TUSCALOOSA, Ala. (AP) Alabama coach Nick Saban isn't about to dole out straight A's on the top-ranked Crimson Tide's midterm report card.
He'd prefer his progress report through half the regular season to go beyond what 'Bama has done well.
"It'd be easier to answer that question if you said, 'Is there anything you don't need to improve on?'" Saban said Monday. "I think there's a lot of things that we need to improve on."
Keep the hankie in your pocket. The Tide (6-0, 3-0 Southeastern Conference) hasn't even been challenged the past four weeks, piling up big numbers and easy wins even as potential national challengers like Stanford and Georgia have fallen.
Those defeats aren't hot topics around the football building leading up to Saturday's game against struggling Arkansas (3-4, 0-3).
"Yeah, we see other teams fall down and we just want to make sure we go out there and do our job," offered guard Anthony Steen.
Fumbles. Dropped passes. The big play or two allowed by the defense in a 48-7 win over Kentucky.
Those issues are more likely to come up.
"I don't think that we've played our best game by any stretch of the imagination," Saban said. "I think there's a lot of things that we can improve on. Obviously we haven't gotten a lot of turnovers on defense. I think there's times when we've given up too many big plays on defense."
The Tide is in the midst of a six-game stretch without playing a team with a winning record. Alabama has won the first four by an average of 33 points and outgained those opponents by 272 yards per game while allowing just 46 first downs.
That's the good. Even the bad from the latest mismatch come with caveats.
The Tide lost two early fumbles against the Wildcats, though culprits T.J. Yeldon and Kenyan Drake each topped 100 rushing yards.
Alabama also had several dropped passes, even if it didn't keep AJ McCarron from finishing with a career-high 359 passing yards. A secondary relying heavily on freshmen and sophomores allowed a 30-yard touchdown pass, ending a streak of 14 quarters without allowing an opponent to reach the end zone.
So what if the Wildcats managed only 46 passing yards the rest of the game.
Those are small things in a 41-point win, but plenty for Saban to harp on.

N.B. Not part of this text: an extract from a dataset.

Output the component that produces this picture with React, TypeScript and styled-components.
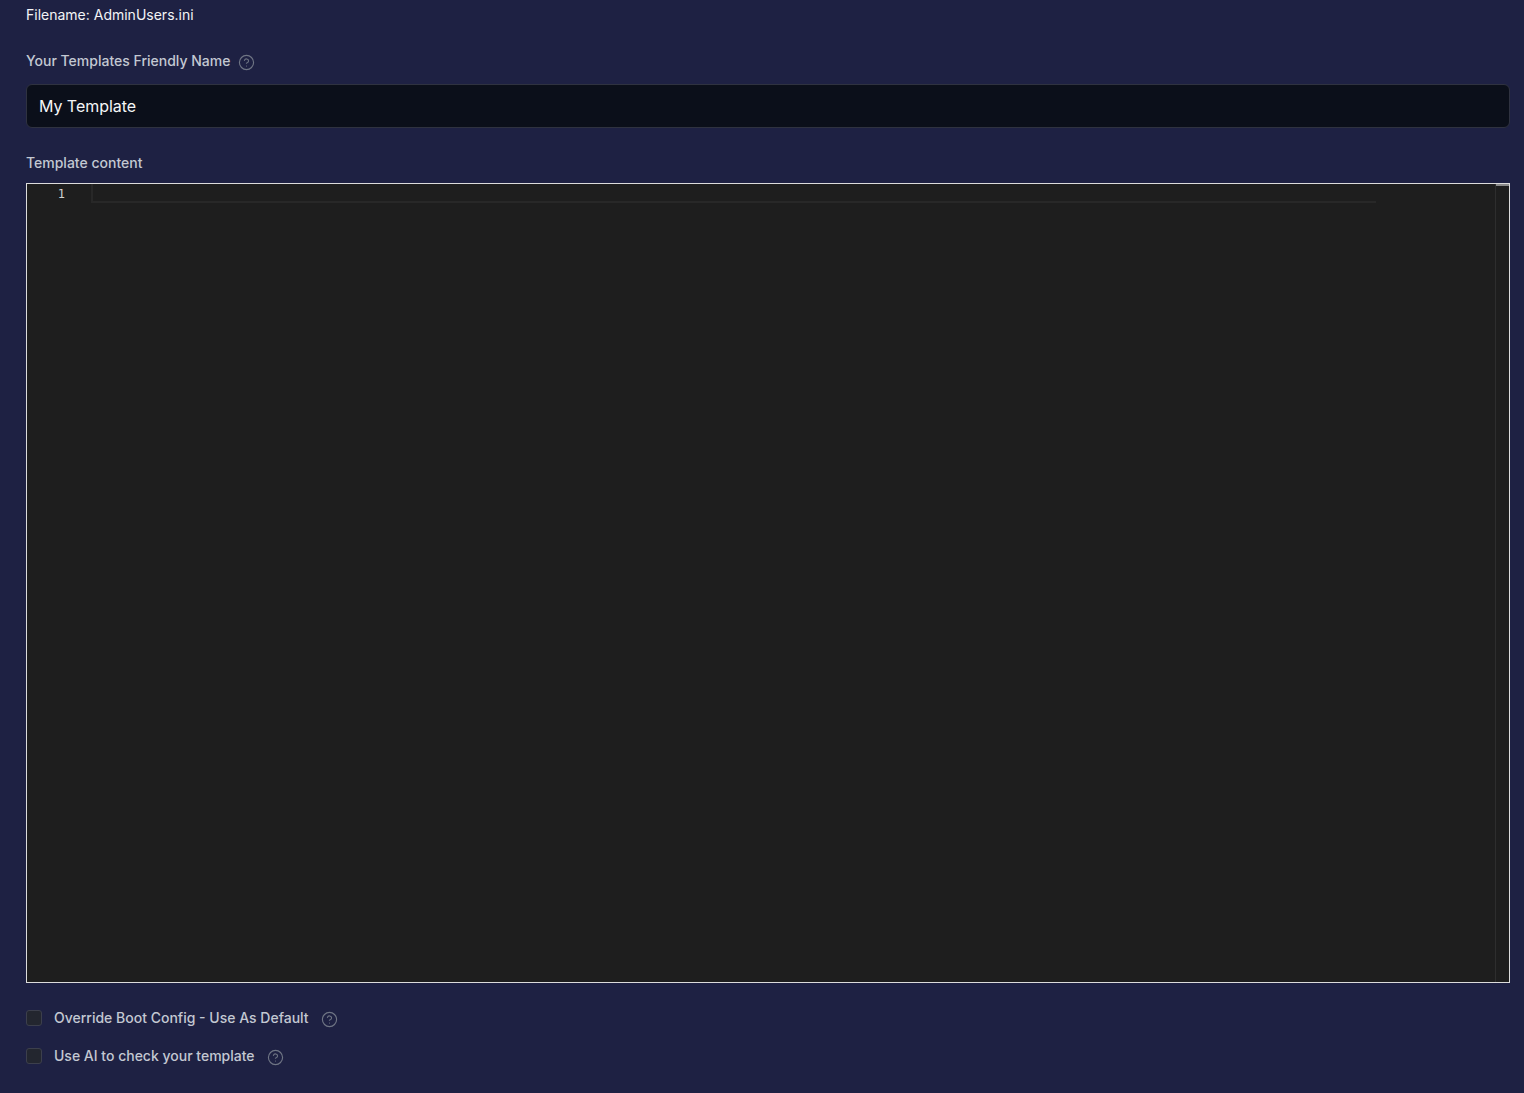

"Coach is always telling us, don't look at the scoreboard," receiver Kevin Norwood said. "Worry about playing our best game. And that's what we want to do play our best game. It just so happened that we always have something to work on. It's always a work in progress."
An avid golfer who often references Tiger Woods, Saban said the game did prove that if players keep competing and focusing, "sometimes you can miss the four-foot putt and still win."
He also said he doesn't want his players even paying attention to two notable Arkansas scores. The Razorbacks are coming off a 52-7 loss to No. 11 South Carolina.
Alabama won the last meeting 52-0, numbers that could raise the risk of overlooking Arkansas.
McCarron insists that's not a concern.
"I can't tell you the score of the Kentucky game," he said. "I can't remember how high we're supposed to count in the locker room, the points we scored, for our fight song. I definitely don't remember scores from all the games. It's never about them. It's never about the opponent we're facing.
"Coach Saban likes to say they are faceless, and they are. It's about us and about what we do and how we take everything on the field. It doesn't matter who we play. We're trying to play the way we're capable of playing."